A failed Broadway musical by Kurt Weill arrests my attention. Reading that Weill deemed it “pregnant with possibilities for the non-realistic theatre”, I cancel all calls.

Weill and librettist Alan Jay Lerner had an idea of charting American marriage and working life from 1791 to 1948, a plan far too ambitious for Broadway. The show closed after just seven months and was not seen again for seven decades until a German revival in 2017 and the present concert staging in Leeds earlier this year.

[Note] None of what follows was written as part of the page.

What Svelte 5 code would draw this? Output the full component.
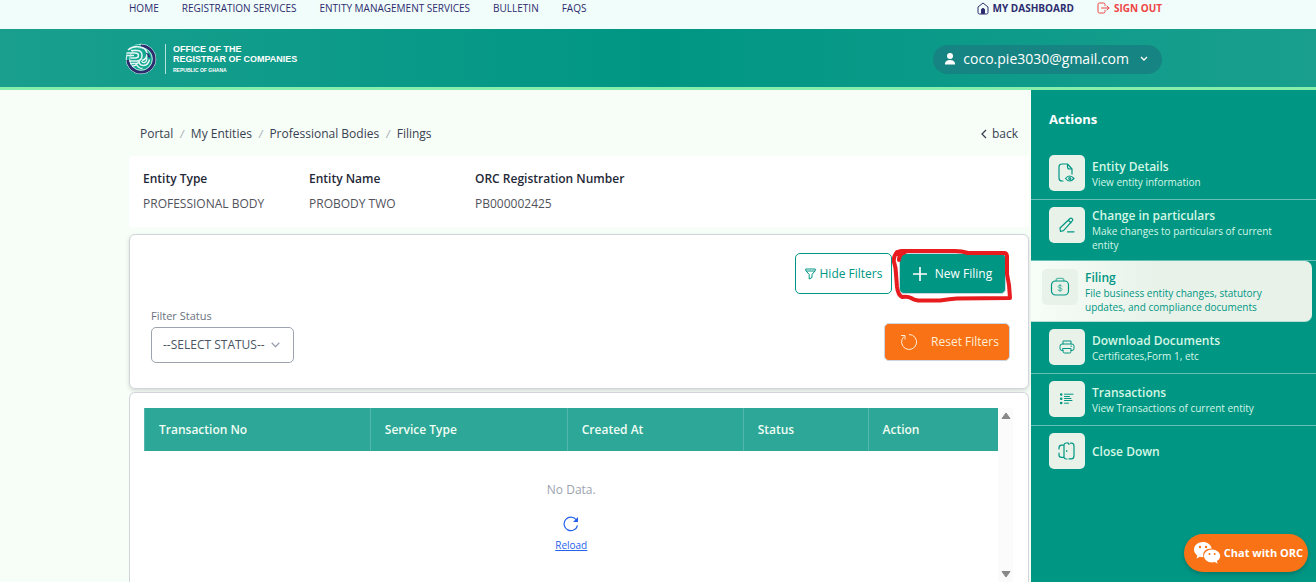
<script>
  const navLinks = ['HOME', 'REGISTRATION SERVICES', 'ENTITY MANAGEMENT SERVICES', 'BULLETIN', 'FAQS'];
  const crumbs = ['Portal', 'My Entities', 'Professional Bodies', 'Filings'];
  const entity = [
    { label: 'Entity Type', value: 'PROFESSIONAL BODY' },
    { label: 'Entity Name', value: 'PROBODY TWO' },
    { label: 'ORC Registration Number', value: 'PB000002425' }
  ];
  const columns = [
    { name: 'Transaction No', share: 226 },
    { name: 'Service Type', share: 197 },
    { name: 'Created At', share: 176 },
    { name: 'Status', share: 125 },
    { name: 'Action', share: 130 }
  ];
  const total = columns.reduce((sum, c) => sum + c.share, 0);
  const actions = [
    { icon: 'details', title: 'Entity Details', text: 'View entity information' },
    { icon: 'edit', title: 'Change in particulars', text: 'Make changes to particulars of current entity' },
    { icon: 'filing', title: 'Filing', text: 'File business entity changes, statutory updates, and compliance documents', active: true },
    { icon: 'print', title: 'Download Documents', text: 'Certificates,Form 1, etc' },
    { icon: 'list', title: 'Transactions', text: 'View Transactions of current entity' },
    { icon: 'door', title: 'Close Down', text: '' }
  ];
</script>

<div class="page">
  <nav class="topbar">
    <div class="links">
      {#each navLinks as link}<a href="#top">{link}</a>{/each}
    </div>
    <div class="account">
      <a class="strong" href="#dashboard">
        <svg width="12" height="13" viewBox="0 0 12 13" fill="none" stroke="currentColor" stroke-linejoin="round"><path d="M1 5 6 1l5 4v5.500q0 1.500-1.500 1.500h-7q-1.500 0-1.500-1.500z" /><path d="M4.500 11.500V8a1.500 1.500 0 0 1 3 0v3.500z" fill="currentColor" /></svg>
        MY DASHBOARD
      </a>
      <a class="strong out" href="#signout">
        <svg width="13" height="13" viewBox="0 0 13 13" fill="none" stroke="currentColor" stroke-linecap="round" stroke-linejoin="round"><path d="M8 3.500V2.500Q8 1 6.500 1H2.500Q1 1 1 2.500v7Q1 11 2.500 11h4Q8 11 8 9.500v-1M4.500 6H12M10 4l2 2-2 2" /></svg>
        SIGN OUT
      </a>
    </div>
  </nav>

  <header class="brandbar">
    <a class="brand" href="#home">
      <svg width="32" height="32" viewBox="0 0 32 32" fill="none">
        <circle cx="16" cy="16" r="14.800" fill="#12a892" stroke="#e5f5f3" />
        <path d="M16 2.800A13.200 13.200 0 1 1 2.800 17" stroke="#2e2b6f" stroke-width="2.800" />
        <circle cx="16" cy="16" r="11.300" stroke="#e5f5f3" stroke-width=".8" />
        <path d="M1.500 10Q4 2 14 1.500L16 5 9 7 2 12z" fill="#12a892" />
        <path d="M3 7Q8 2.500 15 4q6 1 7 6 .5 6-5 7.500" stroke="#e5f5f3" stroke-width="1.500" />
        <path d="M1.500 10H10q3.500 0 3.500 2.500T10 15H5.500M1.500 12.500H9M6 7.500h6q5 0 5 5t-5 5.500H4" stroke="#e5f5f3" stroke-width="1.500" />
        <path d="M5 20.500h6q3 0 3.500-2.500M14 18q0 4.500 4.500 4.500 5-.5 6-6M16.500 18q1 2 3 1.500 3-1 2-5M7 23q4 0 5-2M11.500 21.500q2 4 6 4" stroke="#e5f5f3" stroke-width="1.400" />
        <path d="M20.500 9.500q4.500 1 5 5.500l-2.500-1q-.5-2.500-2.500-4.500z" fill="#2e2b6f" />
      </svg>
      <span class="brandtext">
        <b>OFFICE OF THE</b>
        <b>REGISTRAR OF COMPANIES</b>
        <small>REPUBLIC OF GHANA</small>
      </span>
    </a>
    <button class="user">
      <svg width="12" height="12" viewBox="0 0 12 12" fill="currentColor"><circle cx="6" cy="3" r="3" /><path d="M1 11.500V10q1-3 5-3t5 3v1.500z" /></svg>
      <span>coco.pie3030@gmail.com</span>
      <svg width="8" height="6" viewBox="0 0 8 6" fill="none" stroke="currentColor" stroke-width="1.400"><path d="m1 1 3 3 3-3" /></svg>
    </button>
  </header>

  <div class="body">
    <main>
      <div class="crumbrow">
        <nav class="crumbs" aria-label="Breadcrumb">
          {#each crumbs as crumb, i}
            {#if i > 0}<i>/</i>{/if}<a href="#crumb">{crumb}</a>
          {/each}
        </nav>
        <a class="back" href="#back">
          <svg width="6" height="10" viewBox="0 0 6 10" fill="none" stroke="currentColor" stroke-width="1.300"><path d="M5 1 1 5l4 4" /></svg>
          back
        </a>
      </div>

      <dl class="entity">
        {#each entity as item}
          <div><dt>{item.label}</dt><dd>{item.value}</dd></div>
        {/each}
      </dl>

      <section class="card filters">
        <div class="tools">
          <button class="btn hide">
            <svg width="11" height="12" viewBox="0 0 11 12" fill="none" stroke="currentColor"><path d="M.7 1h9.600v1.500L7 6.500v3L4.200 11V6.500L.7 2.500zM1 3h9" /></svg>
            Hide Filters
          </button>
          <div class="marked">
            <button class="btn new">
              <svg width="14" height="14" viewBox="0 0 14 14" fill="none" stroke="currentColor" stroke-width="1.600"><path d="M7 0v14M0 7h14" /></svg>
              New Filing
            </button>
            <svg class="scribble" viewBox="0 0 122 58" fill="none" stroke="#e81c1f" stroke-width="4" stroke-linecap="round" stroke-linejoin="round" aria-hidden="true"><path d="M7 13Q7 7 13 5M5 5Q1 10 2 15 4 21 4 27L5 40Q6 48 10 50q6-1 9 1 3 2 7 2.500h22q10-1.500 17-2L118 51 117 38 115 27V10q0-4-3-4H76q-6-2-13-2H10Q6 4 5 7" /></svg>
          </div>
        </div>
        <div class="filterrow">
          <div class="field">
            <label for="status">Filter Status</label>
            <div class="selectbox">
              <select id="status"><option>--SELECT STATUS--</option></select>
              <svg width="9" height="6" viewBox="0 0 9 6" fill="none" stroke="currentColor" stroke-width="1.300"><path d="m.7.7 3.800 4 3.800-4" /></svg>
            </div>
          </div>
          <button class="btn reset">
            <svg width="18" height="18" viewBox="0 0 18 18" fill="none" stroke="currentColor"><path d="M9 1.500A7.500 7.500 0 1 1 4 3.500M1 2.500h4v4" /></svg>
            Reset Filters
          </button>
        </div>
      </section>

      <section class="card results">
        <div class="tablewrap">
          <table>
            <colgroup>{#each columns as c}<col style="width: {(c.share / total) * 100}%" />{/each}</colgroup>
            <thead><tr>{#each columns as c}<th scope="col">{c.name}</th>{/each}</tr></thead>
            <tbody><tr><td colspan="5">
              <p>No Data.</p>
              <button class="reload">
                <svg width="16" height="16" viewBox="0 0 16 16" fill="none" stroke="currentColor" stroke-width="1.200"><path d="M14.500 9.500A6.800 6.800 0 1 1 13.500 4" /><path d="M15 1v5h-5z" fill="currentColor" stroke="none" /></svg>
                Reload
              </button>
            </td></tr></tbody>
          </table>
        </div>
        <div class="rail" aria-hidden="true">
          <svg width="10" height="8" viewBox="0 0 10 8"><path d="M5 1 9 6.500H1z" fill="#888" stroke="#888" stroke-linejoin="round" /></svg>
          <svg width="10" height="8" viewBox="0 0 10 8"><path d="M5 7 9 1.500H1z" fill="#888" stroke="#888" stroke-linejoin="round" /></svg>
        </div>
      </section>
    </main>

    <aside>
      <h2>Actions</h2>
      {#each actions as a}
        <a class="action" class:active={a.active} href="#{a.icon}">
          <span class="tile">
            <svg width="20" height="20" viewBox="0 0 20 20" fill="none" stroke="currentColor" stroke-width="1.200" stroke-linecap="round" stroke-linejoin="round">
              {#if a.icon === 'details'}
                <path d="M6 18H5q-3 0-3-3V4q0-3 3-3h5.500L15 6v5M10.500 1v3q0 2 2 2H15" />
                <path d="M8.500 15.500q4-5 8.500 0-4.500 5-8.500 0z" /><circle cx="12.750" cy="15.500" r="1" />
              {:else if a.icon === 'edit'}
                <path d="m3 13 .5 3.500 3-.8 9-10q.8-1-.3-2t-2.200-.2zM11.500 5.500l2.500 2.300M10.500 16.800H17" />
              {:else if a.icon === 'filing'}
                <rect x="1.500" y="4" width="17" height="14" rx="4" /><path d="M6 3.800q0-2.500 2-2.500h4q2 0 2 2.500" opacity=".6" />
                <path d="M12 9.200q-.5-1-2-1t-2 1.200q0 1.200 2 1.500t2 1.600q0 1.300-2 1.300t-2-1.200M10 7.500v7" stroke-width="1" opacity=".6" />
              {:else if a.icon === 'print'}
                <path d="M6 7V4h8v3M6 13.500H5q-2 0-2-2V9.300Q3 7 5 7h10q2 0 2 2.300v2.200q0 2-2 2h-1M6 11.500h8v3q0 1.500-1.500 1.500h-5Q6 16 6 14.500zM14 9.200h.5" stroke-width="1" />
              {:else if a.icon === 'list'}
                <path d="M7.500 5.200H16M7.500 7.500h5M7.500 9.500h6.500M7.500 11.500H15M7.500 14.200h4" stroke-width="1" />
                <path d="M4.200 5.500v0M4.200 9.800v0M4.200 14v0" stroke-width="2.600" />
              {:else}
                <path d="M10 2H9Q7 2.200 7 4v12q0 1.800 2 2h1M10 2q2-.3 2 1.500M7 4.200H4.500Q2 4.500 2 7v1M2 12v2q0 2.300 2.500 2.300H7M13.500 2.200h1q2.500 0 2.500 3v9.600q0 3-2.500 3h-2.500M9.700 9.500v1" />
              {/if}
            </svg>
          </span>
          <span class="words"><strong>{a.title}</strong>{#if a.text}<span>{a.text}</span>{/if}</span>
        </a>
      {/each}
    </aside>
  </div>

  <button class="chat">
    <svg width="28" height="24" viewBox="0 0 28 24">
      <path d="M10 1C5 1 1 4.200 1 8.500c0 2.500 1.300 4.500 3.300 5.900L3.500 17.500l3.300-1.700q1.600.5 3.700.4C9 10.500 13.500 7.300 18.700 7.500 18 3.500 14.200 1 10 1z" fill="#fff" />
      <path d="M19 8.500c-4.500 0-8 3-8 6.500s3.500 6.500 8 6.500q1.500 0 2.700-.4l3 1.600-.8-2.600c2-1.200 3.300-3 3.300-5.100 0-3.500-3.700-6.500-8.200-6.500z" fill="#fff" />
      <g fill="#f97316"><circle cx="7" cy="6" r="1.200" /><circle cx="13" cy="6" r="1.200" /><circle cx="16.500" cy="13" r="1" /><circle cx="21.700" cy="13" r="1" /></g>
    </svg>
    Chat with ORC
  </button>
</div>

<style>
  :global(body) { margin: 0; }
  .page { --teal: #009684; height: 100vh; display: flex; flex-direction: column; overflow: hidden; background: #f7fdf7; color: #374151; font: 12px/18px "Segoe UI", "Open Sans", "Noto Sans", sans-serif; }
  .page :is(button, select) { font: inherit; }
  a { color: inherit; text-decoration: none; }
  button { cursor: pointer; }
  svg { display: block; flex: none; }

  .topbar { display: flex; justify-content: space-between; height: 29px; padding: 0 154px 0 129px; background: #f0fdfa; color: #2e2b6f; font-size: 10px; line-height: 16px; font-weight: 500; }
  .links, .account { display: flex; gap: 23px; }
  .strong { display: flex; align-items: center; gap: 4px; height: 16px; font-weight: 700; }
  .out { color: #ef4444; }

  .brandbar { display: flex; align-items: center; justify-content: space-between; padding: 14px 154px 12px 125px; border-bottom: 3px solid #86efac; background: linear-gradient(90deg, #1a9f8e, var(--teal) 50%, #1a9f8e); color: #fff; }
  .brand { display: flex; align-items: center; gap: 8px; }
  .brandtext { display: flex; flex-direction: column; padding-left: 7px; border-left: 1px solid #b7e2dc; font: 9px/10px "Liberation Sans", Arial, sans-serif; }
  .brandtext small { margin-top: 2px; font-size: 5px; line-height: 8px; font-weight: 700; }
  .user { display: flex; align-items: center; gap: 7px; height: 29px; padding: 0 14px 0 11px; border: 0; border-radius: 15px; background: #168482; color: #fff; }
  .page .user { font-size: 14px; }
  .user span { margin-right: 4px; }

  .body { display: flex; flex: 1; min-height: 0; }
  main { display: flex; flex: 1; flex-direction: column; min-width: 0; padding: 35px 2px 0 129px; }
  .crumbrow { display: flex; justify-content: space-between; padding: 0 11px; margin-bottom: 13px; }
  .crumbs { display: flex; gap: 7px; }
  .crumbs i { color: #9ca3af; font-size: 10px; }
  .back { display: flex; align-items: center; gap: 5px; }

  .entity { display: grid; grid-template-columns: repeat(3, 166px) 1fr; margin: 0 0 7px; padding: 14px; border-radius: 4px; background: #fff; white-space: nowrap; }
  .entity div { display: grid; gap: 7px; }
  .entity dt { color: #1f2937; font-weight: 600; }
  .entity dd { margin: 0; color: #52525b; }

  .card { box-sizing: border-box; border: 1px solid #d1d5db; border-radius: 6px; background: #fff; }
  .filters { margin-bottom: 3px; padding: 18px 18px 25px 21px; box-shadow: 0 2px 4px #0002; }
  .tools { display: flex; justify-content: flex-end; gap: 7px; margin-bottom: 13px; padding-right: 4px; }
  .btn { display: flex; align-items: center; justify-content: center; border: 1px solid #cbd5e1; border-radius: 5px; color: #fff; }
  .hide { gap: 4px; width: 97px; height: 41px; padding: 0; border-color: var(--teal); background: #fff; color: var(--teal); }
  .marked { position: relative; }
  .new { gap: 8px; width: 107px; height: 41px; padding: 0; background: var(--teal); }
  .scribble { position: absolute; left: -7px; top: -6px; width: 122px; height: 58px; pointer-events: none; }
  .filterrow { display: flex; align-items: flex-start; justify-content: space-between; }
  .field label { display: block; margin-bottom: 2px; color: #6b7280; font-size: 11px; }
  .selectbox { display: flex; align-items: center; position: relative; color: #9ca3af; }
  .selectbox select { appearance: none; width: 143px; height: 36px; padding: 0 11px; border: 1px solid #9ca3af; border-radius: 5px; background: #fff; color: #4b5563; }
  .selectbox svg { position: absolute; right: 14px; pointer-events: none; }
  .reset { gap: 13px; width: 126px; height: 38px; margin-top: 16px; padding: 0 0 0 5px; background: #f97316; color: #ffedd5; }

  .results { display: flex; flex: 1; min-height: 0; padding: 15px 15px 0 14px; border-bottom: 0; border-radius: 6px 6px 0 0; }
  .tablewrap { flex: 1; min-width: 0; }
  table { width: 100%; border-collapse: collapse; table-layout: fixed; }
  th { height: 43px; padding: 0 14px; border-left: 1px solid #55b7ab; background: #2da797; color: #f0fdf4; font-weight: 600; text-align: left; }
  td { padding: 30px 0 0; text-align: center; color: #9ca3af; }
  td p { margin: 0 0 17px; }
  .page .reload { display: inline-flex; flex-direction: column; align-items: center; gap: 4px; padding: 0; border: 0; background: none; color: #2563eb; font-size: 10px; text-decoration: underline; }
  .rail { display: flex; flex-direction: column; align-items: center; justify-content: space-between; width: 15px; padding: 4px 0; background: #fbfbfb; }

  aside { flex: none; width: 285px; background: var(--teal); color: #d5f7e4; }
  h2 { margin: 0; padding: 20px 18px; color: #fff; font-size: 13px; line-height: 18px; font-weight: 700; }
  .action { display: flex; gap: 7px; padding: 7px 18px 8px; border-bottom: 1px solid #66c0b5; }
  .action:last-child { border: 0; }
  .tile { display: grid; flex: none; place-items: center; width: 36px; height: 36px; border-radius: 5px; background: #e8f2e9; color: var(--teal); }
  .words { display: flex; flex-direction: column; justify-content: center; font-size: 10px; line-height: 14px; }
  .words strong { font-size: 12px; line-height: 17px; font-weight: 600; }
  .active { margin-right: 4px; padding: 8px 11px 7px; border-bottom-color: #b8ddd2; border-radius: 0 7px 7px 0; background: linear-gradient(90deg, #f7fdf7, #e8f2e9 45%); color: var(--teal); }

  .chat { position: absolute; right: 8px; bottom: 10px; display: flex; align-items: center; gap: 3px; height: 38px; padding: 0 5px 0 9px; border: 0; border-radius: 19px; background: #f97316; color: #fff; box-shadow: 0 2px 4px #0003; }
  .page .chat { font-size: 11px; font-weight: 700; }
</style>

Love Life had a lot stacked against it — a first-act show-stopper called “Economics”, an English madrigal as curtain raiser — not to mention a divorce ballet that danced on the edge of the American dream. The sum of its 47 different parts was a revival killer and the desperate hiring of Elia Kazan as director when he had two other shows on the go did no-one any favours. Weill died 18 months later, Lerner moved on to My Fair Lady.

That said, Love Life is essential

Opera North employed a Mozart-plus orchestra for its revival of the work, treating the score as a followup to Street Scene, a qualified Weill success. James Holmes conducts well through patches of unevenness and some arias are truly moving. “Is It Him Or Is It Me?” is top-drawer Weill — like “I’m a Stranger Here Myself”, only with added cynicism. Stephanie Corley and Quirin de Lang give their all in leading parts that lack character. This is Berlin meets Brooklyn on a drawing board that never finds its balance.

That said, Love Life is essential. Stephen Sondheim called it “useful” in his own development, a massive understatement. Love Life was foundational for Sondheim. There is no “Company” or “Merrily” or “Pacific Overtures” without it. It is the start of something new. Opera North deserve a Tony for this achievement.